*TASK*
Review the lines that follow and copy each one that contains the word "this".

-- START OF RECORDED INFORMATION --

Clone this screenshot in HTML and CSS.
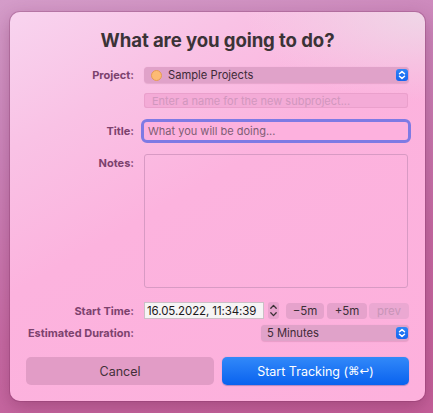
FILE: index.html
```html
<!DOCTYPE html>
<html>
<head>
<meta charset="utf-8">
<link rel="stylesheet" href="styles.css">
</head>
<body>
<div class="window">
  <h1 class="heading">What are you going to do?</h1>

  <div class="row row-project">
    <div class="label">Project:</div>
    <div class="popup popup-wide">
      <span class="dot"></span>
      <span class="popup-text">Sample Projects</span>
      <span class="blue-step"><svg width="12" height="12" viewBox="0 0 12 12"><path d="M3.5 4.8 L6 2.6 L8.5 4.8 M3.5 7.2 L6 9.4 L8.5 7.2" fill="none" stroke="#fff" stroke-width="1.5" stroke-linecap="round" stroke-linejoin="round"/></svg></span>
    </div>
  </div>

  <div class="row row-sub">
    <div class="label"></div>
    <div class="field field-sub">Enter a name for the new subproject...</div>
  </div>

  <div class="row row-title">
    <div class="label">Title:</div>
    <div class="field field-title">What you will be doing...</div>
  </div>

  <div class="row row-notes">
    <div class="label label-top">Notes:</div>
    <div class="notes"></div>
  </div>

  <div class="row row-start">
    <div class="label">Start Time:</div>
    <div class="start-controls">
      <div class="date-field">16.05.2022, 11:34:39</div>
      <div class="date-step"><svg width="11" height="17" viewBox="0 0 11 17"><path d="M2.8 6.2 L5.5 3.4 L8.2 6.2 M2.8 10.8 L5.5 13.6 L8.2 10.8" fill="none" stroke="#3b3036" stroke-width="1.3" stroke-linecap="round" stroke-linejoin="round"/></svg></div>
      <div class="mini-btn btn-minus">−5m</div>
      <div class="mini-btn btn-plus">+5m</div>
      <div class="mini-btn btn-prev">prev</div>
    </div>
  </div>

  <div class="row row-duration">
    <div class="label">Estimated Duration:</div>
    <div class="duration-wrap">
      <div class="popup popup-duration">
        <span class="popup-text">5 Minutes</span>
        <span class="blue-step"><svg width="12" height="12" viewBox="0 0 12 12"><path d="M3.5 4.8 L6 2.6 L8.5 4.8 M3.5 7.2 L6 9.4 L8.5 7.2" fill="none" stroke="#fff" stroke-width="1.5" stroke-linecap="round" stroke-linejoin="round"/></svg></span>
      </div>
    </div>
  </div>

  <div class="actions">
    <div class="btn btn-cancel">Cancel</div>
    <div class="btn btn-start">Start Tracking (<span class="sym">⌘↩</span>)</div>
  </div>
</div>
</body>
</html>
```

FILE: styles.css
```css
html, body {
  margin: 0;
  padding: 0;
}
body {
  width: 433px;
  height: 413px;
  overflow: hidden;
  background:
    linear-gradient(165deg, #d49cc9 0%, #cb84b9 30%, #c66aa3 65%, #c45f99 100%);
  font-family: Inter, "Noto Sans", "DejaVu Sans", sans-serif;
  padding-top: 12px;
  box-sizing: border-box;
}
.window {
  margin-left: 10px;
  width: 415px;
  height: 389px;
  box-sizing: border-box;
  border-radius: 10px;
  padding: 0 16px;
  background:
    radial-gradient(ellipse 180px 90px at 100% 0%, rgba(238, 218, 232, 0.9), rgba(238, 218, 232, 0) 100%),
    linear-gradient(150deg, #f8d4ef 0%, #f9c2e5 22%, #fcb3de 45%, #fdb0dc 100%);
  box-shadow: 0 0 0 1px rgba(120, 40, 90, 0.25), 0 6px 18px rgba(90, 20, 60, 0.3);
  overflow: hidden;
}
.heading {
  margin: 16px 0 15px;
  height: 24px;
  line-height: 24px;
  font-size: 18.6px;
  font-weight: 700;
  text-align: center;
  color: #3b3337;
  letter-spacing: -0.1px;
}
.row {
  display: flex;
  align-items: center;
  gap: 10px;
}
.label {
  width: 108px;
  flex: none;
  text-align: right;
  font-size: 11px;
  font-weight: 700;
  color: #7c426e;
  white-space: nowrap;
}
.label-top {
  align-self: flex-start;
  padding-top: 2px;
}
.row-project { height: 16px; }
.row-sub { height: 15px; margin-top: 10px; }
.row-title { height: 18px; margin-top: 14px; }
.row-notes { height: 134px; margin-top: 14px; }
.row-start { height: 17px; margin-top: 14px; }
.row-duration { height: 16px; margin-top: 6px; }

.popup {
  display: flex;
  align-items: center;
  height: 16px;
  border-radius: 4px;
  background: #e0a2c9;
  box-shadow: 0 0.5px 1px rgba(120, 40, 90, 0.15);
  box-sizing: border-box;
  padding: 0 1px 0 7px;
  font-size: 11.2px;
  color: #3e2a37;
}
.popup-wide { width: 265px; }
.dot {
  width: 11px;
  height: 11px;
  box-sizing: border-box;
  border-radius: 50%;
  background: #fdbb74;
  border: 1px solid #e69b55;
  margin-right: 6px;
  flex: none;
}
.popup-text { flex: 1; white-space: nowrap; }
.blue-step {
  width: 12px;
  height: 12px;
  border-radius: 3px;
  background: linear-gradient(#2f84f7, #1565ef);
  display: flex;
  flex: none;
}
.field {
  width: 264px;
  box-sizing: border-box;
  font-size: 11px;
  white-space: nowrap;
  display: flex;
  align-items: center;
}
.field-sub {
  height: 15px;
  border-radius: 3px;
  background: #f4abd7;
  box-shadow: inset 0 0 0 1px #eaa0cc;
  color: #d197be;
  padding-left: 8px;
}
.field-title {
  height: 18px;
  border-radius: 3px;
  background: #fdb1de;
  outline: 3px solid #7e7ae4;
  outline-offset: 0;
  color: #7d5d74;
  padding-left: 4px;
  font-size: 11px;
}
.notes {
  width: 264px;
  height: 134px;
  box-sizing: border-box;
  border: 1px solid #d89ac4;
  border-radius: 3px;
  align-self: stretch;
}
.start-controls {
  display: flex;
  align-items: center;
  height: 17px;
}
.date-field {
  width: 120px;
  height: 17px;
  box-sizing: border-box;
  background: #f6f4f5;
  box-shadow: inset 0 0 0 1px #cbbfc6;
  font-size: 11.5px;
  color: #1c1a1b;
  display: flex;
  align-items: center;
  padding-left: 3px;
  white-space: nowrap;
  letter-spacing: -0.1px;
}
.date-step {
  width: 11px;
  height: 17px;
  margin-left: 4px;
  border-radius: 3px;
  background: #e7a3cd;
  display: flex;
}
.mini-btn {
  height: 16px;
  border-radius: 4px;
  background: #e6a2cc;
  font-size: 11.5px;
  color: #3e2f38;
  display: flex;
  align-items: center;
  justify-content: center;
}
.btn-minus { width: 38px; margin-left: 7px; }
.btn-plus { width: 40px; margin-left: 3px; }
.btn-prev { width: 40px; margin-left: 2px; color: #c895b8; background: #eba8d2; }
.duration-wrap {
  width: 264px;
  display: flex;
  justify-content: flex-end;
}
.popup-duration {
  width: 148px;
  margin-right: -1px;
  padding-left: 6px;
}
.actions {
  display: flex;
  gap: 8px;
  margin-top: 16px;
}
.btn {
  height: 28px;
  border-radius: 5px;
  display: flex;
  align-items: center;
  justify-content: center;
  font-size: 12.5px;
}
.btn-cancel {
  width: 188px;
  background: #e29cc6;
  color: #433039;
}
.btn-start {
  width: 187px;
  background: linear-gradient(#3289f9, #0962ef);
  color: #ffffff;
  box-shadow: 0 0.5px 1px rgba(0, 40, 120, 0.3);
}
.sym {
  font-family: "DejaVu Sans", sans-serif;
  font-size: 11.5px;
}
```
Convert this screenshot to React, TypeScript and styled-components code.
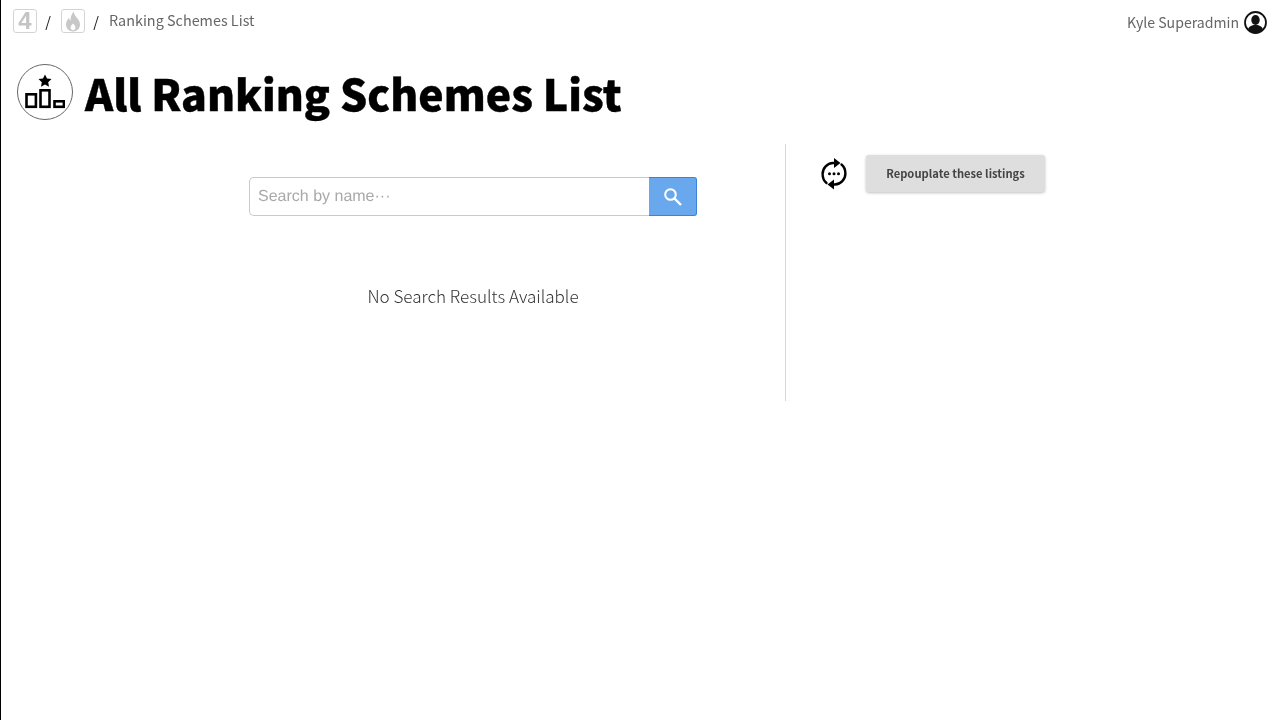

-- END OF RECORDED INFORMATION --

*WRITTEN ANSWER*
Clone this screenshot in HTML and CSS.
Convert this screenshot to React, TypeScript and styled-components code.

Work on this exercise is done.